Es ist zwar an anderen Stellen schon mehrfach darüber berichtet worden, trotzdem möchte ich hier im Westernkurier noch einmal an Dietmar Kuegler erinnern, der seit Samstag, den 3. 12. 2022 nicht mehr unter uns weilt.

Sein überraschender Tod hat nicht nur mich bis ins Mark getroffen.

Dietmar war mehr als nur ein Westernautor, er war Buchautor, Historiker, Verlagschef und Leiter von Reisen in den Wilden Westen, genauso wie Ehemann und Mensch voller unendlicher Güte und großem Herzen. Ich hatte leider nie die Möglichkeit, ihn persönlich kennenzulernen, aber wir hatten immer wieder per Internet Kontakt.
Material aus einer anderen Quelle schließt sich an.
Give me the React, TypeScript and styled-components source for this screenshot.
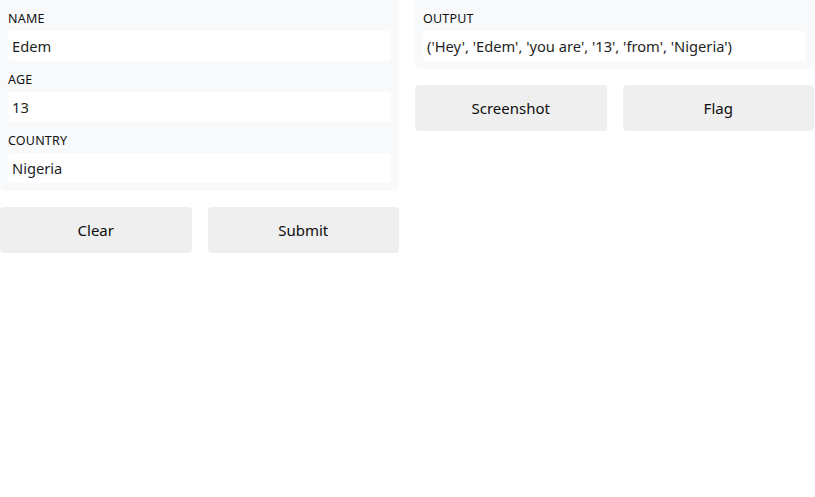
import React from "react";
import styled, { createGlobalStyle } from "styled-components";

const GlobalStyle = createGlobalStyle`
  html, body {
    margin: 0;
    padding: 0;
    background: #ffffff;
  }
  body {
    font-family: "Noto Sans", "Open Sans", Arial, sans-serif;
    color: #1f2328;
  }
`;

const Page = styled.div`
  display: grid;
  grid-template-columns: 399px 399px;
  column-gap: 16px;
  align-items: start;
`;

const Column = styled.div`
  display: flex;
  flex-direction: column;
  gap: 16px;
`;

const Panel = styled.div`
  display: flex;
  flex-direction: column;
  gap: 8px;
  padding: 8px;
  background: #f8f9fb;
  border-radius: 0 0 6px 6px;
`;

const Field = styled.div`
  display: flex;
  flex-direction: column;
`;

const Label = styled.span`
  height: 23px;
  line-height: 22px;
  font-size: 12.5px;
  font-weight: 400;
  letter-spacing: 0.2px;
  text-transform: uppercase;
  color: #111;
`;

const Box = styled.div`
  height: 30px;
  display: flex;
  align-items: center;
  padding: 0 4px;
  background: #ffffff;
  border-radius: 3px;
  font-size: 14.7px;
  color: #1f1f1f;
  white-space: nowrap;
`;

const ButtonRow = styled.div`
  display: grid;
  grid-template-columns: 1fr 1fr;
  gap: 16px;
`;

const Button = styled.button`
  height: 46px;
  border: none;
  border-radius: 4px;
  background: #efefef;
  font-family: inherit;
  font-size: 15px;
  font-weight: 400;
  color: #0d0d0d;
  cursor: pointer;
`;

const inputs = [
  { label: "Name", value: "Edem" },
  { label: "Age", value: "13" },
  { label: "Country", value: "Nigeria" },
];

export default function App() {
  return (
    <>
      <GlobalStyle />
      <Page>
        <Column>
          <Panel>
            {inputs.map((f) => (
              <Field key={f.label}>
                <Label>{f.label}</Label>
                <Box>{f.value}</Box>
              </Field>
            ))}
          </Panel>
          <ButtonRow>
            <Button>Clear</Button>
            <Button>Submit</Button>
          </ButtonRow>
        </Column>
        <Column>
          <Panel>
            <Field>
              <Label>Output</Label>
              <Box>('Hey', 'Edem', 'you are', '13', 'from', 'Nigeria')</Box>
            </Field>
          </Panel>
          <ButtonRow>
            <Button>Screenshot</Button>
            <Button>Flag</Button>
          </ButtonRow>
        </Column>
      </Page>
    </>
  );
}
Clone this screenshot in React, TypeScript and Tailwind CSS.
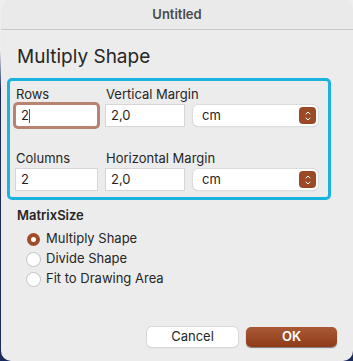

Trotz seiner unzähligen Verpflichtungen steuerte er für diese Kolumne ohne große Fragen zwei der wohl bedeutendsten Beiträge in der über fünfzehnjährigen Geschichte des Westernkuriers bei.

Dietmar Kuegler und das kann ich mit Fug und Recht behaupten, hinterlässt eine Lücke, die wahrscheinlich nie mehr zu schließen ist.

R.I. P. Dietmar

Für mehr fehlen mir einfach die Worte.